Eles não têm o tamanho do PT nem do PMDB, as duas maiores bancadas da Câmara, mas juntos têm força para pôr o governo contra a parede. Formada por um grupo de deputados descontentes de partidos aliados, principalmente do PR, PTB, PP e PSC, a “bancada gelatina” conta com a adesão de cerca de 80 parlamentares da Câmara. São deputados que estudam as conveniências do Planalto nas votações e têm como lema “vender dificuldades para colher facilidades”.
Foi assim, na semana retrasada, na aprovação do convite do policial João Dias Ferreira e do motorista Célio Soares Pereira, que denunciaram o esquema de desvio de verbas no Ministério do Esporte, pela Comissão de Fiscalização e Controle Câmara. Mesmo depois de o Planalto ter deixado claro que não queria o depoimento de nenhum dos dois no Congresso, o presidente da Comissão, deputado Sérgio Brito (PSC-BA), uniu-se à oposição e aprovou a toque de caixa o convite – na semana passada, com a queda do ministro Orlando Silva, os depoimentos na Câmara foram cancelados.
No mesmo dia da aprovação dos convites, o PSC atrapalhou novamente os planos do presidente da Câmara, deputado Marco Maia (PT-RS), de aprovar sem alterações o projeto de lei que tipifica como crime sujeito a reclusão de um a quatro anos condutas que discriminam portadores do vírus HIV. Apesar dos apelos do petista, o PSC – com a ajuda de um punhado de deputados ligados a igrejas evangélicas – mudou a proposta, que teve de voltar para nova apreciação do Senado, sem ir à sanção da presidente Dilma Rousseff.
A modificação foi apresentada pelo deputado Edmar Arruda (PSC-PR), que conseguiu retirar do texto a punição para os patrões que demitirem funcionários portadores do vírus HIV. “Esse dispositivo vai provocar uma indústria de ações trabalhistas.
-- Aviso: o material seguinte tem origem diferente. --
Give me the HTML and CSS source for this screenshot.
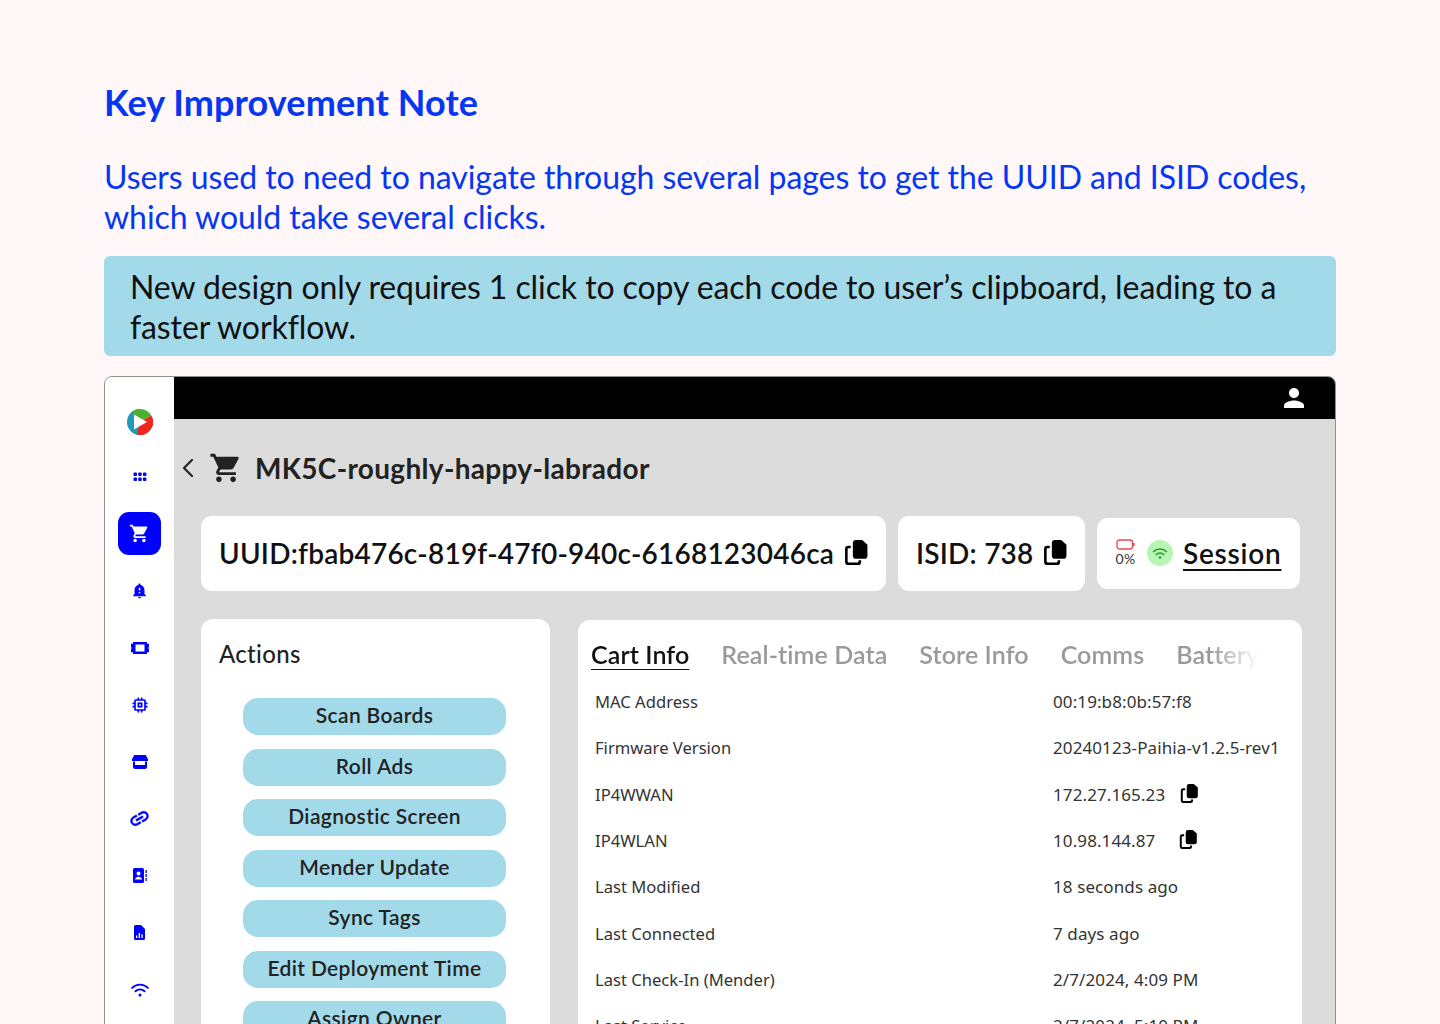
FILE: index.html
```html
<!DOCTYPE html>
<html lang="en">
<head>
<meta charset="utf-8">
<title>Key Improvement Note</title>
<link rel="stylesheet" href="styles.css">
</head>
<body>
<svg class="defs" width="0" height="0" aria-hidden="true">
  <symbol id="copy" viewBox="0 0 24 24"><path d="M11.500 0h6L22.500 4.500V15a3 3 0 0 1-3 3H11.500a3 3 0 0 1-3-3V3a3 3 0 0 1 3-3z"/><path d="M6.500 5.500v2.500H4.500a1 1 0 0 0-1 1v11.500a1 1 0 0 0 1 1H13a1 1 0 0 0 1-1V19.500h2.500V21a3 3 0 0 1-3 3H4a3 3 0 0 1-3-3V8.500a3 3 0 0 1 3-3z"/></symbol>
  <symbol id="cart" viewBox="0 0 24 24"><path d="M7 18c-1.100 0-1.990.9-1.990 2S5.900 22 7 22s2-.9 2-2-.9-2-2-2zM1 2v2h2l3.600 7.590-1.350 2.450c-.16.280-.25.610-.25.960 0 1.100.9 2 2 2h12v-2H7.420c-.14 0-.25-.11-.25-.25l.03-.12.9-1.630h7.450c.750 0 1.410-.41 1.750-1.030l3.580-6.490c.08-.14.120-.31.120-.48 0-.55-.45-1-1-1H5.210l-.94-2H1zm16 16c-1.100 0-1.990.9-1.990 2s.89 2 1.990 2 2-.9 2-2-.9-2-2-2z"/></symbol>
</svg>

<main class="page">
  <h1 class="title">Key Improvement Note</h1>
  <p class="lead">Users used to need to navigate through several pages to get the UUID and ISID codes, which would take several clicks.</p>
  <p class="callout">New design only requires 1 click to copy each code to user’s clipboard, leading to a faster workflow.</p>

  <section class="frame">
    <nav class="rail">
      <div class="rail-logo">
        <svg viewBox="0 0 26 26" width="26" height="26">
          <path fill="#1f9bb8" d="M13 0A13 13 0 0 0 13 26z"/>
          <path fill="#4caf2f" d="M5 2.700A13 13 0 0 1 24.300 6.500L13 13z"/>
          <path fill="#f0261c" d="M24.300 6.500A13 13 0 0 1 10 25.700L13 13z"/>
          <path fill="#0f86a8" d="M13 26A13 13 0 0 1 6 24z"/>
          <path fill="#fff" d="M7 5.500l13 7.500-13 7.500z"/>
        </svg>
      </div>
      <a class="rail-item"><svg viewBox="0 0 14 10" width="14" height="10" fill="#0000ff"><rect x="0.500" y="0.500" width="3.500" height="3.500" rx="1"/><rect x="5.200" y="0.500" width="3.500" height="3.500" rx="1"/><rect x="9.900" y="0.500" width="3.500" height="3.500" rx="1"/><rect x="0.500" y="5.500" width="3.500" height="3.500" rx="1"/><rect x="5.200" y="5.500" width="3.500" height="3.500" rx="1"/><rect x="9.900" y="5.500" width="3.500" height="3.500" rx="1"/></svg></a>
      <a class="rail-item"><span class="rail-active"><svg width="21" height="21" fill="#fff"><use href="#cart"/></svg></span></a>
      <a class="rail-item"><svg viewBox="0 0 24 24" width="17" height="17" fill="#0000ff"><path d="M12 23c1.100 0 1.990-.89 1.990-1.990h-3.980c0 1.100.89 1.990 1.990 1.990zm7-6v-6c0-3.350-2.360-6.150-5.500-6.830V3.500c0-.83-.67-1.500-1.500-1.500s-1.500.67-1.500 1.500v.67C7.360 4.850 5 7.650 5 11v6l-2 2v1h18v-1l-2-2zm-6-1h-2v-2h2v2zm0-4h-2V8h2v4z"/></svg></a>
      <a class="rail-item"><svg viewBox="0 0 18 12" width="18" height="12" fill="#0000ff"><path fill-rule="evenodd" d="M2 0h14v1.500a1.500 1.500 0 0 0 2 0V5a1.200 1.200 0 0 0 0 2v3.500a1.500 1.500 0 0 0-2 0V12H2v-1.500a1.500 1.500 0 0 0-2 0V7a1.200 1.200 0 0 0 0-2V1.500a1.500 1.500 0 0 0 2 0zM4.500 2.500v7h9v-7z"/></svg></a>
      <a class="rail-item"><svg viewBox="0 0 24 24" width="20" height="20" fill="#0000ff"><path d="M15 9H9v6h6V9zm-2 4h-2v-2h2v2zm8-2V9h-2V7c0-1.100-.9-2-2-2h-2V3h-2v2h-2V3H9v2H7c-1.100 0-2 .9-2 2v2H3v2h2v2H3v2h2v2c0 1.100.9 2 2 2h2v2h2v-2h2v2h2v-2h2c1.100 0 2-.9 2-2v-2h2v-2h-2v-2h2zm-4 6H7V7h10v10z"/></svg></a>
      <a class="rail-item"><svg viewBox="0 0 16 14" width="16" height="14" fill="#0000ff"><path d="M2.200 0h11.600L16 4.200V6H0V4.200z"/><path d="M1 6.500h2V10h10V6.500h2V12a2 2 0 0 1-2 2H3a2 2 0 0 1-2-2z"/></svg></a>
      <a class="rail-item"><svg class="rail-link" viewBox="0 0 24 24" width="23" height="23" fill="#0000ff" stroke="#0000ff" stroke-width="0.500"><path d="M3.900 12c0-1.710 1.390-3.100 3.100-3.100h4V7H7c-2.760 0-5 2.240-5 5s2.240 5 5 5h4v-1.900H7c-1.710 0-3.100-1.390-3.100-3.100zM8 13h8v-2H8v2zm9-6h-4v1.900h4c1.710 0 3.100 1.390 3.100 3.100s-1.390 3.100-3.100 3.100h-4V17h4c2.760 0 5-2.240 5-5s-2.240-5-5-5z"/></svg></a>
      <a class="rail-item"><svg viewBox="0 0 14 15" width="14" height="15" fill="#0000ff"><path fill-rule="evenodd" d="M1.500 0h8A1.500 1.500 0 0 1 11 1.500v12A1.500 1.500 0 0 1 9.500 15h-8A1.500 1.500 0 0 1 0 13.500v-12A1.500 1.500 0 0 1 1.500 0zM5.500 3.500a2 2 0 1 0 0 4 2 2 0 0 0 0-4zM2 11.500h7c0-1.500-1.800-2.700-3.500-2.700S2 10 2 11.500z"/><path d="M12.500 2h1.300v3h-1.300zM12.500 6h1.300v3h-1.300zM12.500 10h1.300v3h-1.300z"/></svg></a>
      <a class="rail-item"><svg viewBox="0 0 11 15" width="11" height="15" fill="#0000ff"><path fill-rule="evenodd" d="M1.500 0H7l4 4v9.500a1.500 1.500 0 0 1-1.500 1.500h-8A1.500 1.500 0 0 1 0 13.500v-12A1.500 1.500 0 0 1 1.500 0zM2 10.500v2.500h1.300v-2.500zM4.700 8v5H6V8zM7.400 9.300V13h1.300V9.300z"/></svg></a>
      <a class="rail-item"><svg viewBox="0 0 24 24" width="20" height="20" fill="none" stroke="#0000ff" stroke-width="2.200" stroke-linecap="round"><path d="M2.500 9.500a13.500 13.500 0 0 1 19 0"/><path d="M6.500 13.500a8 8 0 0 1 11 0"/><circle cx="12" cy="18" r="1.800" fill="#0000ff" stroke="none"/></svg></a>
    </nav>

    <div class="app">
      <header class="topbar">
        <svg viewBox="0 0 24 24" width="30" height="30" fill="#fff"><path d="M12 12c2.210 0 4-1.790 4-4s-1.790-4-4-4-4 1.790-4 4 1.790 4 4 4zm0 2c-2.670 0-8 1.340-8 4v2h16v-2c0-2.660-5.330-4-8-4z"/></svg>
      </header>

      <div class="content">
        <div class="crumb">
          <svg class="back" viewBox="0 0 12 20" width="12" height="20" fill="none" stroke="#222" stroke-width="2.200" stroke-linecap="round" stroke-linejoin="round"><path d="M10 2L2 10l8 8"/></svg>
          <svg class="crumb-cart" width="34" height="34" fill="#222"><use href="#cart"/></svg>
          <h2 class="cart-name">MK5C-roughly-happy-labrador</h2>
        </div>

        <div class="chips">
          <div class="chip chip-uuid"><span>UUID:fbab476c-819f-47f0-940c-6168123046ca</span><svg class="copy-lg"><use href="#copy"/></svg></div>
          <div class="chip chip-isid"><span>ISID: 738</span><svg class="copy-lg"><use href="#copy"/></svg></div>
          <div class="chip chip-session">
            <div class="batt">
              <svg viewBox="0 0 19 11" width="19" height="11" fill="none"><rect x="1" y="1" width="15.500" height="9" rx="2.500" stroke="#f0444c" stroke-width="1.300"/><rect x="17" y="4" width="1.600" height="3" fill="#f0444c"/></svg>
              <span class="batt-pct">0%</span>
            </div>
            <span class="wifi-dot"><svg viewBox="0 0 24 24" width="18" height="18" fill="none" stroke="#1d9a2e" stroke-width="2.200" stroke-linecap="round"><path d="M3.500 10a12.500 12.500 0 0 1 17 0"/><path d="M7 14a7.500 7.500 0 0 1 10 0"/><circle cx="12" cy="18" r="1.700" fill="#1d9a2e" stroke="none"/></svg></span>
            <a class="session-link">Session</a>
          </div>
        </div>

        <div class="columns">
          <aside class="card actions">
            <h3 class="actions-title">Actions</h3>
            <div class="action-list">
              <button class="action">Scan Boards</button>
              <button class="action">Roll Ads</button>
              <button class="action">Diagnostic Screen</button>
              <button class="action">Mender Update</button>
              <button class="action">Sync Tags</button>
              <button class="action">Edit Deployment Time</button>
              <button class="action">Assign Owner</button>
            </div>
          </aside>

          <section class="card info">
            <div class="tabs">
              <a class="tab tab-on">Cart Info</a>
              <a class="tab">Real-time Data</a>
              <a class="tab">Store Info</a>
              <a class="tab">Comms</a>
              <a class="tab">Battery</a>
            </div>
            <dl class="rows">
              <div class="row"><dt>MAC Address</dt><dd>00:19:b8:0b:57:f8</dd></div>
              <div class="row"><dt>Firmware Version</dt><dd>20240123-Paihia-v1.2.5-rev1</dd></div>
              <div class="row"><dt>IP4WWAN</dt><dd>172.27.165.23<svg class="copy-sm"><use href="#copy"/></svg></dd></div>
              <div class="row"><dt>IP4WLAN</dt><dd>10.98.144.87<svg class="copy-sm copy-sm-wide"><use href="#copy"/></svg></dd></div>
              <div class="row"><dt>Last Modified</dt><dd>18 seconds ago</dd></div>
              <div class="row"><dt>Last Connected</dt><dd>7 days ago</dd></div>
              <div class="row"><dt>Last Check-In (Mender)</dt><dd>2/7/2024, 4:09 PM</dd></div>
              <div class="row"><dt>Last Service</dt><dd>2/7/2024, 5:10 PM</dd></div>
            </dl>
          </section>
        </div>
      </div>
    </div>
  </section>
</main>
</body>
</html>
```
FILE: styles.css
```css
* { box-sizing: border-box; }
html, body { margin: 0; height: 1024px; overflow: hidden; }
body { background: #fff7f8; font-family: "Lato", "Liberation Sans", sans-serif; }
.defs { position: absolute; }

.page { padding: 82px 104px 0; height: 1024px; overflow: hidden; }
.title { margin: 0 0 35px; font: 700 36px/40px "Lato", sans-serif; color: #0536f2; letter-spacing: 0.1px; }
.lead { margin: 0; font: 400 32px/40px "Lato", sans-serif; color: #0536f2; letter-spacing: -0.05px; }
.callout { margin: 19px 0 20px; padding: 11px 26px 9px; height: 100px; background: #a2daea; border-radius: 6px; font: 400 32px/40px "Lato", sans-serif; color: #111; letter-spacing: -0.09px; }

.frame { display: flex; height: 700px; border: 1px solid #8f8f8f; border-radius: 8px; overflow: hidden; background: #dcdcdc; }

.rail { flex: 0 0 69px; background: #fff; padding-top: 18px; display: flex; flex-direction: column; align-items: center; }
.rail-logo { height: 53px; display: flex; align-items: center; justify-content: center; }
.rail-item { flex: 0 0 57px; display: flex; align-items: center; justify-content: center; }
.rail-active { width: 43px; height: 43px; border-radius: 11px; background: #0000ff; display: flex; align-items: center; justify-content: center; }
.rail-link { transform: rotate(-30deg); }

.app { flex: 1; min-width: 0; display: flex; flex-direction: column; }
.topbar { flex: 0 0 42px; background: #000; display: flex; align-items: center; justify-content: flex-end; padding-right: 26px; }

.content { flex: 1; padding: 0 33px 0 27px; }
.crumb { height: 97px; display: flex; align-items: center; margin-left: -21px; }
.back { margin-left: 2px; }
.crumb-cart { margin: 0 12px 0 15px; }
.cart-name { margin: 0; font: 700 28px/36px "Lato", sans-serif; color: #222; letter-spacing: 0.32px; }

.chips { display: flex; align-items: center; gap: 12px; height: 75px; }
.chip { background: #fff; border-radius: 11px; display: flex; align-items: center; color: #111; font: 600 28px/36px "Lato", sans-serif; letter-spacing: 0.22px; }
.chip > span { position: relative; top: -1px; }
.chip-uuid { width: 685px; height: 75px; padding: 0 17px 0 18px; justify-content: space-between; }
.chip-isid { width: 187px; height: 75px; padding: 0 17px 0 18px; justify-content: space-between; }
.chip-session { width: 203px; height: 71px; padding: 0 18px; gap: 10.500px; }
.copy-lg { width: 25px; height: 25px; fill: #000; flex: none; margin-top: -2px; }
.batt { display: flex; flex-direction: column; align-items: center; width: 21px; margin-top: -3px; }
.batt-pct { font: 400 14px/14px "Lato", sans-serif; color: #333; margin-top: 2px; }
.wifi-dot { width: 26px; height: 26px; border-radius: 50%; background: #b6f5b3; display: flex; align-items: center; justify-content: center; }
.session-link { position: relative; top: -1px; text-decoration: underline; text-underline-offset: 5px; text-decoration-thickness: 2px; color: #111; letter-spacing: 0.75px; }

.columns { display: flex; gap: 28px; margin-top: 28px; align-items: flex-start; }
.card { background: #fff; border-radius: 12px; height: 500px; }
.actions { width: 349px; padding: 19px 0 0 18px; }
.actions-title { margin: 0 0 28px; font: 500 24px/32px "Lato", sans-serif; color: #222; letter-spacing: 0.3px; }
.action-list { display: flex; flex-direction: column; gap: 13.500px; width: 263px; margin-left: 24px; }
.action { height: 37px; border: 0; padding: 0 0 3px; border-radius: 15px; background: #a2daea; font: 600 21px/34px "Lato", sans-serif; color: #222; letter-spacing: 0.35px; }

.info { width: 724px; margin-top: 1px; padding: 18px 0 0 13px; }
.tabs { display: flex; gap: 32px; font: 600 25px/32px "Lato", sans-serif; color: #9a9a9a; height: 32px; letter-spacing: 0.1px; -webkit-mask-image: linear-gradient(90deg, #000 620px, transparent 668px); mask-image: linear-gradient(90deg, #000 620px, transparent 668px); }
.tab-on { color: #111; text-decoration: underline; text-underline-offset: 5px; text-decoration-thickness: 2px; }

.rows { margin: 9px 0 0 4px; }
.row { display: flex; height: 46.300px; align-items: center; font: 400 16.600px/24px "Noto Sans", sans-serif; color: #333; }
.row dt { flex: 0 0 458px; }
.row dd { margin: 0; display: flex; align-items: center; white-space: nowrap; font-size: 17px; letter-spacing: 0.1px; }
.copy-sm { width: 19px; height: 19px; fill: #000; margin: -3px 0 0 15px; }
.copy-sm-wide { margin-left: 24px; }
```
Não podemos imputar essa responsabilidade aos empregadores”, justificou Arruda, ao defender a retirada da penalização.
Caso Garotinho
Nas eleições de 2010, o PSC foi um dos últimos a aderir à candidatura da petista Dilma Rousseff. Inicialmente, o partido pretendia apoiar José Serra (PSDB), mas acabou mudando de lado. Ao lado de quase duas dezenas de partidos, o PSC é um dos integrantes da folgada base de apoio do governo na Câmara, que conta quase 400 dos 513 deputados federais. Por isso, mesmo impondo algumas derrotas ao Planalto, a “bancada gelatina” não chega a incomodar os aliados do governo.
“O governo tem uma base consistente na Câmara. Não são eles que dão o tom. O governo não pode reclamar de sua vida”, diz o líder do PT, deputado Paulo Teixeira (SP).
Um dos ícones desse grupo é o ex-governador Anthony Garotinho (PR-RJ). Deputado federal de primeiro mandato, ele se move na Câmara de olho na política regional e não mede esforços para atrapalhar o governo federal. Foi assim há pouco mais de um mês quando, junto com a bancada do PR, impediu que fossem votadas propostas previamente acordadas em sessões da Câmara e do Congresso.
A barganha de Garotinho foi explícita: emperrar as votações enquanto não fosse apreciado projeto que concedeu anistia para os policiais militares do Rio. A pauta só andou depois de aprovada a proposta de interesse do ex-governador fluminense.
Na semana passada, Garotinho voltou à carga. Adversário do governador carioca, Sérgio Cabral (PMDB), o deputado derrubou uma sessão do Congresso em represália à demora do envio pelo Ministério da Defesa de informações sobre voos feitos pelo seu desafeto político. Garotinho tem sucesso nas suas empreitadas porque essas sessões contam geralmente com poucos parlamentares presentes e as votações são feitas simbolicamente e por acordo. É aí que o deputado entra: pede verificação de quórum, derrubando a sessão e, concomitantemente, os planos do governo.
Com a oposição
A “bancada gelatina” acaba, muitas vezes, ajudando a oposição não só nas votações como também na obtenção de assinaturas para abertura de uma Comissão Parlamentar de Inquérito (CPI) ou até mesmo na apresentação de emendas para tentar alterar substancialmente propostas de interesse do governo. Foi com a ajuda desse grupo, por exemplo, que os oposicionistas conseguiram assinaturas suficientes para apresentar emendas à proposta de Desvinculação das Receitas da União (DRU).
Mesmo sabendo que tem poucas chances de ver uma de suas propostas aprovadas, a oposição aproveita a insatisfação do grupo com o governo pelo atraso no preenchimento de cargos de segundo e terceiro escalão e a não liberação de emendas de parlamentares ao Orçamento deste ano. Para os oposicionistas, o lema é tentar complicar ao máximo a vida do governo. As informações são do jornal O Estado de S. Paulo.